Machine Learning-Driven Credit Risk Modeling: Transforming Loan Default Prediction and Portfolio Management in U.S. Commercial Banking
DOI:
https://doi.org/10.63125/0z894070Keywords:
Machine Learning, Credit Risk, Loan Default, Predictive Modeling, BankingAbstract
This study examined the effectiveness of machine learning-driven credit risk modeling in improving loan default prediction and portfolio management within U.S. commercial banking. A quantitative, retrospective longitudinal research design was employed using a dataset of 12,480 loan-level observations, incorporating borrower demographics, financial indicators, and behavioral variables. The dataset exhibited a class imbalance, with 81.9% non-default cases and 18.1% default cases, reflecting realistic credit risk conditions.
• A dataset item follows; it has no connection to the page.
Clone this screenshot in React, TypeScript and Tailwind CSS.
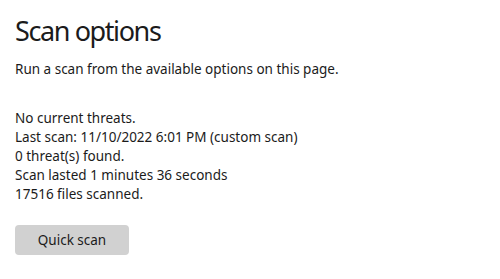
export default function App() {
  return (
    <div className="w-[500px] h-[279px] bg-white text-[#1b1b1b] pl-[15px] pt-[13px]" style={{ fontFamily: '"Segoe UI", "Noto Sans", sans-serif' }}>
      <h1 className="text-[27px] leading-[36px] font-normal tracking-[-1.4px]">Scan options</h1>
      <p className="text-[13.5px] leading-[19px] mt-[11px]">Run a scan from the available options on this page.</p>
      <div className="mt-[30px] text-[13.5px] leading-[19px]">
        <p>No current threats.</p>
        <p>Last scan: 11/10/2022 6:01 PM (custom scan)</p>
        <p>0 threat(s) found.</p>
        <p>Scan lasted 1 minutes 36 seconds</p>
        <p>17516 files scanned.</p>
      </div>
      <button className="mt-[21px] w-[114px] h-[30px] rounded-[4px] bg-[#d1d1d1] text-[13.5px] leading-[19px] block">Quick scan</button>
    </div>
  );
}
The study compared traditional statistical methods, particularly logistic regression, with advanced machine learning algorithms including decision trees, random forests, gradient boosting, support vector machines, and neural networks. Descriptive statistics, correlation analysis, and predictive modeling techniques were applied, followed by validation using cross-validation and performance metrics such as accuracy, recall, F1-score, and area under the curve. The findings demonstrated that machine learning models significantly outperformed the baseline logistic regression model across all evaluation metrics. Logistic regression achieved an accuracy of 78.6% and an AUC of 0.74, whereas gradient boosting reached the highest accuracy of 90.1% and an AUC of 0.93. Random forest followed closely with an accuracy of 89.3% and an AUC of 0.91. Recall for default prediction improved substantially from 65.2% in logistic regression to 82.4% in gradient boosting, indicating enhanced capability in identifying high-risk borrowers. Effect size analysis further confirmed large practical improvements, with ensemble models demonstrating strong gains in predictive discrimination. Subgroup analysis revealed that machine learning models performed particularly well in high-risk borrower segments, achieving accuracy levels above 91%, while performance differences were smaller in low-risk segments. The study also highlighted the importance of behavioral variables, such as payment delay frequency and credit utilization, which emerged as the most influential predictors of default. Overall, the results confirmed that machine learning approaches provide a more accurate, robust, and scalable framework for credit risk assessment, supporting improved decision-making and portfolio risk management in commercial banking environments.